ZeroDrive leans on this kind of understanding so that your chaotic gallery of screenshots becomes a searchable memory, not a pile of random images.

Why This Feels Different in Daily Use

When AI can understand PDFs, images and screenshots in this way, your experience of your own data changes. Imagine a few everyday situations:

You are revising for an exam

You quickly took photos of the whiteboard in class, downloaded some PDFs and saved a few solved examples on Whatsapp. Months later, you simply search "examples of convolutional codes with diagrams" and see PDFs and whiteboard photos together in one place.

You are tracking personal finances

Your proof of payments are all over the place, some as PDFs, some as app screenshots and some as email attachments. Searching "rent payment Noida July 2025" pulls up the right mix of PDFs and screenshots in seconds.

You are building a project or startup

Ideas are scattered across slide decks, pitch PDFs, photos of sketches and screenshots of competitor websites. Instead of hunting through each format separately, you search the idea itself, such as "ZeroDrive landing page rough sketch with search box at center", and let the AI bring the visual files that match that intent.

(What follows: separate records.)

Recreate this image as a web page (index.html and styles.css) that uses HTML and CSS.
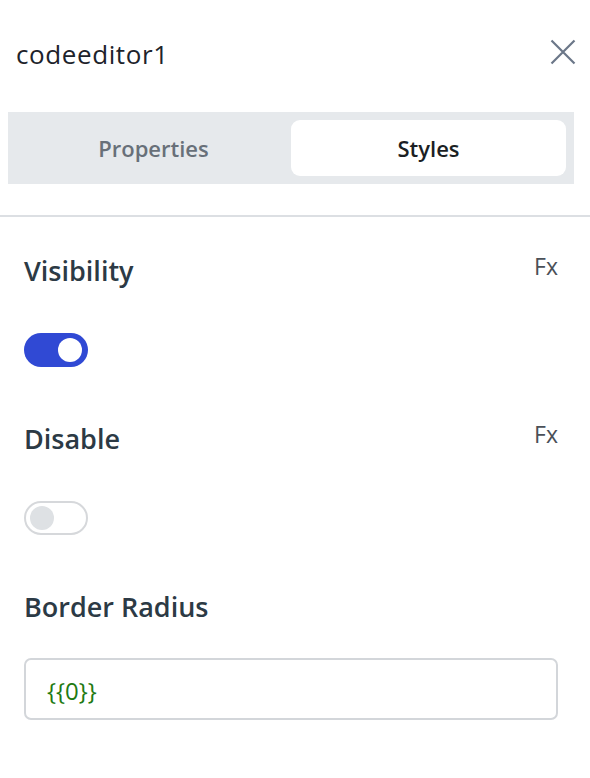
FILE: index.html
```html
<!DOCTYPE html>
<html>
<head>
<meta charset="utf-8">
<link rel="stylesheet" href="styles.css">
</head>
<body>
<div class="panel">
  <div class="header">
    <div class="title">codeeditor1</div>
    <svg class="close" width="26" height="26" viewBox="0 0 26 26"><path d="M1.5 1.5 L24.5 24.5 M24.5 1.5 L1.5 24.5" stroke="#6b7788" stroke-width="2.2" fill="none"/></svg>
  </div>
  <div class="tabs">
    <div class="tab">Properties</div>
    <div class="tab active">Styles</div>
  </div>
  <div class="divider"></div>
  <div class="content">
    <div class="label-row first"><span class="label">Visibility</span><span class="fx">Fx</span></div>
    <div class="toggle on"><span class="knob"></span></div>
    <div class="label-row"><span class="label">Disable</span><span class="fx">Fx</span></div>
    <div class="toggle off"><span class="knob"></span></div>
    <div class="label-row"><span class="label">Border Radius</span></div>
    <div class="input"><span class="code">{{0}}</span></div>
  </div>
</div>
</body>
</html>
```
FILE: styles.css
```css
html, body { margin: 0; padding: 0; background: #fff; }
body { font-family: "Open Sans", "Noto Sans", sans-serif; width: 590px; }
.panel { display: flex; flex-direction: column; }
.header { display: flex; justify-content: space-between; align-items: flex-start; padding: 36px 14px 0 16px; height: 36px; }
.title { font-size: 26px; line-height: 36px; color: #1d232b; letter-spacing: 0.6px; }
.close { display: block; margin-top: 3px; }
.tabs { display: flex; margin: 40px 16px 0 8px; background: #e6e9ec; padding: 8px; height: 56px; }
.tab { flex: 1; display: flex; align-items: center; justify-content: center; font-size: 22px; font-weight: 600; color: #687079; border-radius: 9px; }
.tab.active { background: #fff; color: #1b1f24; }
.divider { height: 2px; background: #dcdfe3; margin-top: 31px; }
.content { padding: 0 32px 0 24px; display: flex; flex-direction: column; align-items: flex-start; }
.label-row { align-self: stretch; display: flex; justify-content: space-between; align-items: flex-start; margin-top: 54px; height: 36px; }
.label-row.first { margin-top: 36px; }
.label { font-size: 27px; line-height: 36px; font-weight: 600; color: #2c3a45; }
.fx { font-size: 23px; line-height: 36px; color: #4a5058; margin-top: -5px; }
.toggle { width: 64px; height: 34px; border-radius: 17px; margin-top: 44px; position: relative; box-sizing: border-box; }
.toggle.on { background: #3049d4; }
.toggle.off { background: #fff; border: 2px solid #d6d8db; }
.knob { position: absolute; width: 24px; height: 24px; border-radius: 50%; top: 5px; }
.toggle.on .knob { background: #fff; right: 6px; }
.toggle.off .knob { background: #dee1e4; left: 4px; top: 3px; }
.input { align-self: stretch; margin-top: 33px; height: 62px; border: 2px solid #d3d6da; border-radius: 7px; box-sizing: border-box; display: flex; align-items: center; padding-left: 21px; }
.code { font-size: 24px; color: #1f7a12; margin-top: 2px; }
```
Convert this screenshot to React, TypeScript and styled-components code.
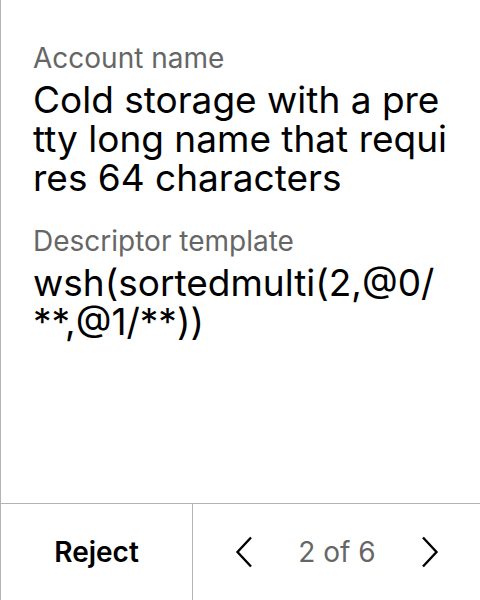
import React from "react";
import styled, { createGlobalStyle } from "styled-components";

const Global = createGlobalStyle`
  html, body { margin: 0; padding: 0; background: #fff; }
  body { font-family: Inter, "Noto Sans", sans-serif; -webkit-font-smoothing: antialiased; }
`;

const Screen = styled.div`
  width: 480px;
  height: 600px;
  box-sizing: border-box;
  border-left: 1px solid #b3b3b3;
  display: flex;
  flex-direction: column;
  background: #fff;
`;

const Content = styled.div`
  flex: 1;
  padding: 42px 32px 0 32px;
  display: flex;
  flex-direction: column;
  gap: 28px;
`;

const Field = styled.div`
  display: flex;
  flex-direction: column;
  gap: 6px;
`;

const Label = styled.div`
  font-size: 28px;
  line-height: 32px;
  color: #666;
`;

const Value = styled.div`
  font-size: 37px;
  line-height: 39px;
  color: #000;
  font-weight: 400;
  word-break: break-all;
  width: 416px;
`;

const Footer = styled.div`
  height: 96px;
  border-top: 1px solid #b3b3b3;
  display: grid;
  grid-template-columns: 192px 1fr;
`;

const RejectButton = styled.button`
  border: none;
  border-right: 1px solid #b3b3b3;
  background: none;
  font-family: Inter, sans-serif;
  font-size: 28px;
  font-weight: 600;
  color: #000;
  padding: 0;
`;

const Nav = styled.div`
  display: grid;
  grid-template-columns: 101px 1fr 100px;
  align-items: center;
`;

const Arrow = styled.button`
  border: none;
  background: none;
  padding: 0;
  height: 100%;
  display: flex;
  align-items: center;
  justify-content: center;
`;

const Pager = styled.div`
  text-align: center;
  font-size: 28px;
  color: #666;
`;

const Chevron = ({ dir }: { dir: "left" | "right" }) => (
  <svg width="18" height="32" viewBox="0 0 18 32">
    <path
      d={dir === "left" ? "M16 1.5 L2.5 16 L16 30.5" : "M2 1.5 L15.5 16 L2 30.5"}
      fill="none"
      stroke="#000"
      strokeWidth="2.4"
    />
  </svg>
);

export default function App() {
  return (
    <>
      <Global />
      <Screen>
        <Content>
          <Field>
            <Label>Account name</Label>
            <Value>Cold storage with a pretty long name that requires 64 characters</Value>
          </Field>
          <Field>
            <Label>Descriptor template</Label>
            <Value>wsh(sortedmulti(2,@0/**,@1/**))</Value>
          </Field>
        </Content>
        <Footer>
          <RejectButton>Reject</RejectButton>
          <Nav>
            <Arrow><Chevron dir="left" /></Arrow>
            <Pager>2 of 6</Pager>
            <Arrow><Chevron dir="right" /></Arrow>
          </Nav>
        </Footer>
      </Screen>
    </>
  );
}
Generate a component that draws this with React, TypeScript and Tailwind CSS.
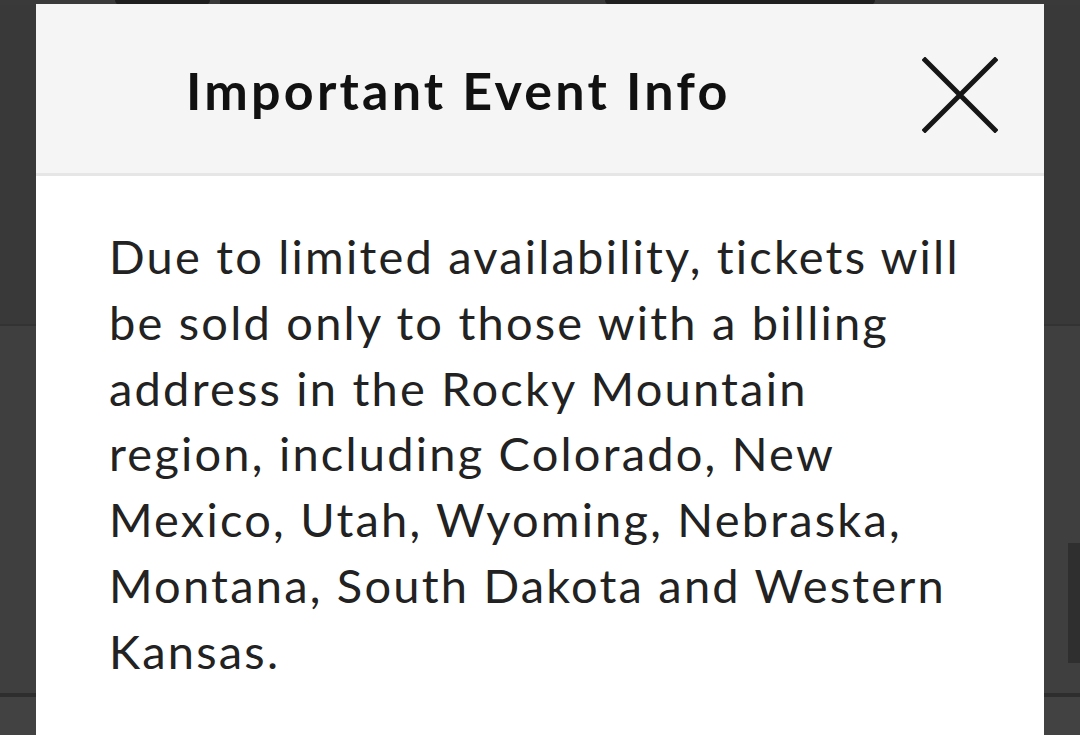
const lines = [
  'Due to limited availability, tickets will',
  'be sold only to those with a billing',
  'address in the Rocky Mountain',
  'region, including Colorado, New',
  'Mexico, Utah, Wyoming, Nebraska,',
  'Montana, South Dakota and Western',
  'Kansas.',
];

const CloseIcon = () => (
  <svg width="76" height="76" viewBox="0 0 76 76" fill="none">
    <path d="M3 3 L73 73 M73 3 L3 73" stroke="#161616" strokeWidth="5" strokeLinecap="square" />
  </svg>
);

const Backdrop = () => (
  <div className="flex flex-col h-full">
    {/* top strip peeking above the modal */}
    <div className="h-[5px] bg-[#3a3a3a] flex">
      <div className="ml-[115px] w-[95px] bg-[#1e1e1e] rounded-b-md" />
      <div className="ml-[10px] w-[170px] bg-[#222222]" />
      <div className="ml-[215px] w-[270px] bg-[#1f1f1f] rounded-b-xl" />
    </div>
    <div className="h-[319px] bg-[#393939]" />
    <div className="h-[2px] bg-[#333333]" />
    <div className="flex-1 flex flex-col bg-[#3f3f3f]">
      <div className="h-[217px]" />
      <div className="h-[120px] flex justify-end">
        <div className="w-[12px] bg-[#2f2f2f]" />
      </div>
      <div className="h-[30px]" />
      <div className="h-[4px] bg-[#2e2e2e]" />
      <div className="flex-1 bg-[#424242]" />
    </div>
  </div>
);

export default function App() {
  return (
    <div
      className="relative w-[1080px] h-[735px] overflow-hidden bg-[#3d3d3d]"
      style={{ fontFamily: 'Lato, "Noto Sans", sans-serif' }}
    >
      <Backdrop />

      <div className="absolute left-[36px] top-[4px] w-[1008px] h-[760px] bg-white flex flex-col">
        <div className="h-[172px] bg-[#f5f5f5] border-b-[3px] border-[#e6e6e6] flex items-center justify-between pl-[150px] pr-[46px]">
          <h2 className="text-[52px] font-bold text-[#111111] tracking-[0.062em] leading-none mt-[2px]">
            Important Event Info
          </h2>
          <button aria-label="Close" className="mt-[12px]">
            <CloseIcon />
          </button>
        </div>
        <div className="pl-[73px] pt-[48px] text-[47px] leading-[65.8px] text-[#222222] tracking-[0.047em]">
          {lines.map((l) => (
            <div key={l}>{l}</div>
          ))}
        </div>
      </div>
    </div>
  );
}
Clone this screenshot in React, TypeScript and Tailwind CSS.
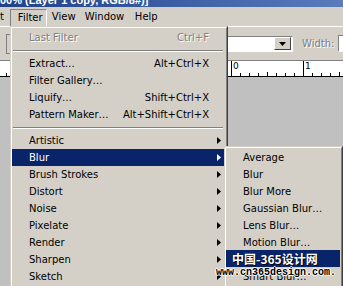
import React from 'react'

type Item =
  | { kind: 'sep' }
  | { kind: 'item'; label: string; shortcut?: string; sub?: boolean; disabled?: boolean; active?: boolean }

const filterMenu: Item[] = [
  { kind: 'item', label: 'Last Filter', shortcut: 'Ctrl+F', disabled: true },
  { kind: 'sep' },
  { kind: 'item', label: 'Extract…', shortcut: 'Alt+Ctrl+X' },
  { kind: 'item', label: 'Filter Gallery…' },
  { kind: 'item', label: 'Liquify…', shortcut: 'Shift+Ctrl+X' },
  { kind: 'item', label: 'Pattern Maker…', shortcut: 'Alt+Shift+Ctrl+X' },
  { kind: 'sep' },
  { kind: 'item', label: 'Artistic', sub: true },
  { kind: 'item', label: 'Blur', sub: true, active: true },
  { kind: 'item', label: 'Brush Strokes', sub: true },
  { kind: 'item', label: 'Distort', sub: true },
  { kind: 'item', label: 'Noise', sub: true },
  { kind: 'item', label: 'Pixelate', sub: true },
  { kind: 'item', label: 'Render', sub: true },
  { kind: 'item', label: 'Sharpen', sub: true },
  { kind: 'item', label: 'Sketch', sub: true },
  { kind: 'item', label: 'Stylize', sub: true },
]

const blurMenu = ['Average', 'Blur', 'Blur More', 'Gaussian Blur…', 'Lens Blur…', 'Motion Blur…', 'Radial Blur…', 'Smart Blur…']

function Arrow({ white }: { white?: boolean }) {
  return (
    <svg width="4" height="7" viewBox="0 0 4 7" className="ml-auto mr-[3px] shrink-0">
      <path d="M0 0L4 3.5L0 7Z" fill={white ? '#fff' : '#000'} />
    </svg>
  )
}

function MenuRow({ item }: { item: Item }) {
  if (item.kind === 'sep') {
    return (
      <div className="h-[9px] flex items-center mx-[1px]">
        <div className="w-full border-t border-b border-t-[#808080] border-b-white" />
      </div>
    )
  }
  const text = item.disabled
    ? 'text-[#808080] [text-shadow:1px_1px_0_#fff]'
    : item.active
      ? 'text-white'
      : 'text-black'
  return (
    <div className={`h-[17px] flex items-center pl-[17px] whitespace-nowrap ${item.active ? 'bg-[#0a246a]' : ''} ${text}`}>
      <span>{item.label}</span>
      {item.shortcut && <span className="ml-auto pr-[15px]">{item.shortcut}</span>}
      {item.sub && <Arrow white={item.active} />}
    </div>
  )
}

function Ruler() {
  const ticks: { x: number; h: number }[] = []
  for (let i = -25; i <= 13; i++) {
    const x = 231 + i * 9
    const m = ((i % 8) + 8) % 8
    ticks.push({ x, h: m === 0 ? 15 : m === 4 ? 4 : 3 })
  }
  return (
    <div className="h-[17px] shrink-0 border-t border-[#808080] bg-white">
      <svg width="343" height="16" className="block">
        {ticks.map((t) => (
          <line key={t.x} x1={t.x + 0.5} x2={t.x + 0.5} y1={15 - t.h} y2={15} stroke="#000" />
        ))}
        <line x1="0" x2="343" y1="15.5" y2="15.5" stroke="#000" />
        <text x="233" y="8" fontSize="9" fontFamily="DejaVu Sans, sans-serif">0</text>
        <text x="305" y="8" fontSize="9" fontFamily="DejaVu Sans, sans-serif">1</text>
      </svg>
    </div>
  )
}

export default function App() {
  return (
    <div className="relative w-[343px] h-[286px] overflow-hidden bg-[#d4d0c8] font-['DejaVu_Sans',sans-serif] text-[10px] text-black flex flex-col">
      {/* app title bar, mostly scrolled out of view */}
      <div className="h-[7px] shrink-0 overflow-hidden bg-linear-to-r from-[#20408a] to-[#5a7cbd]">
        <div className="-mt-[6px] text-[11px] leading-[12px] font-bold font-['Liberation_Sans',sans-serif] text-white whitespace-nowrap">
          00% (Layer 1 copy, RGB/8#)]
        </div>
      </div>

      {/* menu bar */}
      <div className="h-[19px] shrink-0 flex items-end whitespace-nowrap overflow-hidden">
        <span className="shrink-0 -ml-[27px] h-[17px] leading-[16px]">Select</span>
        <div className="shrink-0 ml-[6px] w-[37px] h-[17px] border-t border-l border-r border-t-[#808080] border-l-[#808080] border-r-white pl-[7px] leading-[16px]">
          Filter
        </div>
        <span className="shrink-0 ml-[5px] w-[33px] h-[17px] leading-[16px]">View</span>
        <span className="shrink-0 w-[50px] h-[17px] leading-[16px]">Window</span>
        <span className="shrink-0 h-[17px] leading-[16px]">Help</span>
      </div>

      {/* options bar */}
      <div className="h-[34px] shrink-0 border-t border-white flex items-center whitespace-nowrap overflow-hidden">
        <div className="shrink-0 ml-[6px] w-[20px] h-[20px] border border-[#808080]" />
        <div className="shrink-0 ml-[124px] w-[143px] h-[16px] border border-t-[#808080] border-l-[#808080] border-b-white border-r-white bg-white flex items-center justify-end pr-[1px]">
          <div className="w-[17px] h-[13px] bg-[#d4d0c8] border border-t-white border-l-white border-r-[#404040] border-b-[#404040] flex items-center justify-center">
            <svg width="7" height="4" viewBox="0 0 7 4">
              <path d="M0 0H7L3.5 4Z" fill="#000" />
            </svg>
          </div>
        </div>
        <span className="shrink-0 ml-[9px] w-[36px] text-[#808080] [text-shadow:1px_1px_0_#fff]">Width:</span>
        <div className="shrink-0 w-[40px] h-[17px] border border-t-[#808080] border-l-[#808080] border-b-white border-r-white bg-white" />
      </div>

      <Ruler />
      <div className="flex-1 bg-[#c0c0c0]" />

      {/* Filter menu */}
      <div className="absolute left-[10px] top-[26px] w-[218px] h-[275px] border border-t-[#d4d0c8] border-l-[#d4d0c8] border-r-[#404040] border-b-[#404040] bg-[#d4d0c8]">
        <div className="h-full border border-t-white border-l-white border-r-[#808080] border-b-[#808080] pt-[1px] pr-[2px]">
          {filterMenu.map((item, i) => (
            <MenuRow key={i} item={item} />
          ))}
        </div>
      </div>

      {/* Blur submenu */}
      <div className="absolute left-[224px] top-[146px] w-[119px] h-[150px] border border-t-[#d4d0c8] border-l-[#d4d0c8] border-r-[#404040] border-b-[#404040] bg-[#d4d0c8]">
        <div className="h-full border border-t-white border-l-white border-r-[#808080] border-b-[#808080] pt-[1px] pr-[1px]">
          {blurMenu.map((label) => (
            <div key={label} className="h-[17px] flex items-center pl-[17px] whitespace-nowrap">
              {label}
            </div>
          ))}
        </div>
      </div>

      {/* watermark */}
      <div className="absolute left-[226px] top-[250px] w-[114px] h-[17px] bg-[#0a246a] pl-[6px] flex items-center text-[12px] font-bold text-white font-['Noto_Sans_CJK_SC',sans-serif] whitespace-nowrap [text-shadow:1px_1px_0_#000]">
        中国-365设计网
      </div>
      <div className="absolute left-[216px] top-[267px] text-[10px] leading-[12px] font-bold font-['Liberation_Mono',monospace] text-black whitespace-nowrap [text-shadow:1px_0_0_#fff,-1px_0_0_#fff,0_1px_0_#fff,0_-1px_0_#fff]">
        www.cn365design.com.
      </div>
    </div>
  )
}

In all these examples, there is no need to remember where you stored things, or what you named them. You only need to remember what they were about.

How ZeroDrive Applies This Quietly for You

Under the surface ZeroDrive is doing three quiet jobs every time when you upload something:

Turning the visual files into readable content where possible.
Understanding what that content is about.
Indexing it in a way that matches how humans actually remember things.

You do not need to understand the algorithms to benefit from this. The value is very human. Less "Where did I keep that file" and more "I know roughly what I am looking for and I can just ask for it".

AI cannot yet think exactly like you, but it can get close enough to make your scattered PDFs, images and screenshots feel like one connected memory instead of a mess. That is the real power behind "understanding" your visual files.